Why CATL Is Betting Big on Batteries That Don't Drive

CATL aims to double energy storage sales to 50% by 2030, tightening EV battery supply and raising costs for automakers.

6 Jul 2026

Large silver CATL Shenxing Battery III pack on display under green stage lighting at an industry event

CATL, the world's largest maker of electric vehicle batteries, has set a target that would reshape both the EV market and the global energy storage sector. Energy storage already makes up 25 per cent of the Chinese group's sales. Management wants that figure to reach 50 per cent by 2030, a goal that implies shifting manufacturing capacity away from EV batteries.

The move reflects sound commercial logic. Grid-scale and industrial storage demand is rising worldwide, and it offers longer contracts and steadier margins than the crowded EV supply chain. Still, redirecting half of output toward storage leaves automakers facing a tighter battery market than before.

Vehicle production costs would likely rise if battery supply narrows, adding pressure at a time when buyers are already sensitive to price. Research from the Dallas Federal Reserve identifies input cost volatility as one of the sharpest risks facing the auto sector this year. A sustained tightening of battery supply would add to that strain.

Ford Energy occupies an unusually delicate spot. It operates under a licensing deal with CATL for battery technology, yet it competes directly with CATL in the energy storage market,  the same market now drawing away its supplier's capacity. That overlap creates both a sourcing risk and a strategic dilemma for Ford's management.

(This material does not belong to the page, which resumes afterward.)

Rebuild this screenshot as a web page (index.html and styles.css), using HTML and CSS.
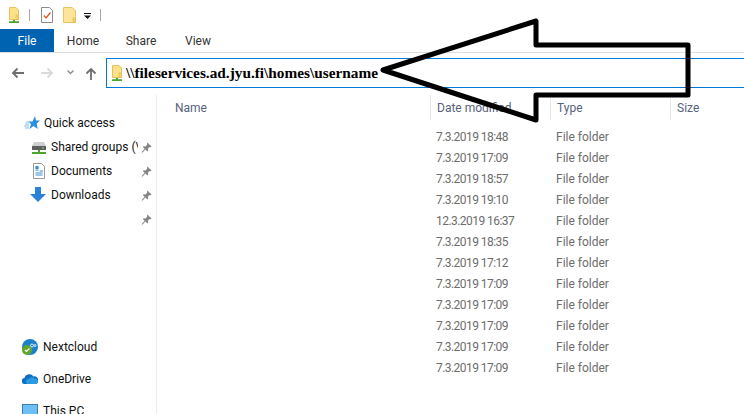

Timing matters most for companies weighing fleet electrification or storage investments. Procurement plans built on current battery prices may need revisiting well before 2030. Firms that diversify their battery sourcing or secure long-term supply deals early stand to gain a cost advantage as the market tightens. How quickly rivals adjust, and whether CATL holds its 50 per cent target, will shape battery pricing for the rest of the decade.